The gamma-ray burst ( GRB ) rate is essential for revealing the connection between GRBs , supernovae and stellar evolution .
Additionally , the GRB rate at high redshift provides a strong probe of star formation history in the early universe .
While hundreds of GRBs are observed by Swift , it remains difficult to determine the intrinsic GRB rate due to the complex trigger algorithm of Swift .
Current studies of the GRB rate usually approximate the Swift trigger algorithm by a single detection threshold .
However , unlike the previously flown GRB instruments , Swift has over 500 trigger criteria based on photon count rate and additional image threshold for localization .
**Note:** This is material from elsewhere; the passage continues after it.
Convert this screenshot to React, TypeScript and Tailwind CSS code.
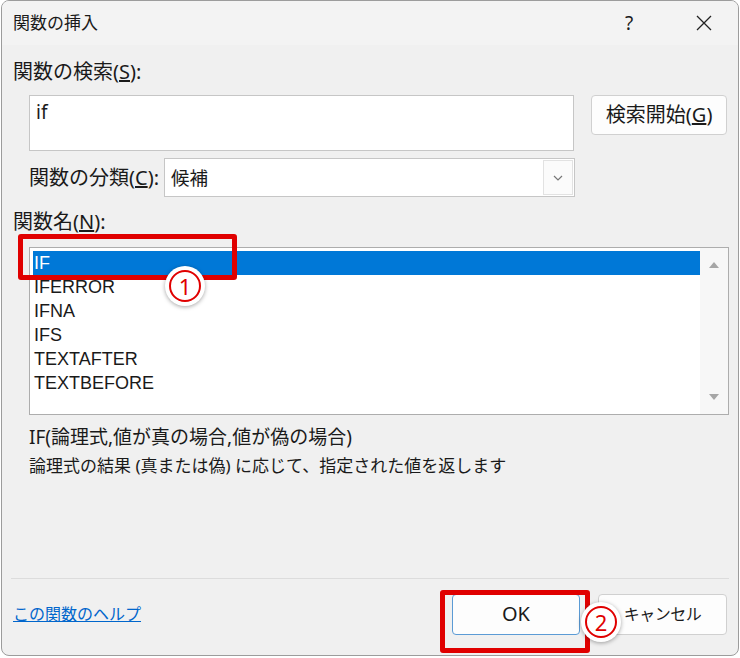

To investigate possible systematic biases and explore the intrinsic GRB properties , we develop a program that is capable of simulating all the rate trigger criteria and mimicking the image threshold .
Our simulations show that adopting the complex trigger algorithm of Swift increases the detection rate of dim bursts .
As a result , our simulations suggest bursts need to be dimmer than previously expected to avoid over-producing the number of detections and to match with Swift observations .
Moreover , our results indicate that these dim bursts are more likely to be high redshift events than low-luminosity GRBs .
This would imply an even higher cosmic GRB rate at large redshifts than previous expectations based on star-formation rate measurements , unless other factors , such as the luminosity evolution , are taken into account .
The GRB rate from our best result gives a total number of 4571 ^ { +829 } _ { -1584 } GRBs per year that are beamed toward us in the whole universe .

Special note ( 2015.05.16 ) : This new version incorporates an erratum .
All the GRB rate normalizations ( R _ { GRB } ( z = 0 ) ) should be a factor of 2 smaller than previously reported .
Please refer to the Appendix for more details .
All the values are corrected in this version .
We sincerely apologize for the mistake , and for not noticing it earlier .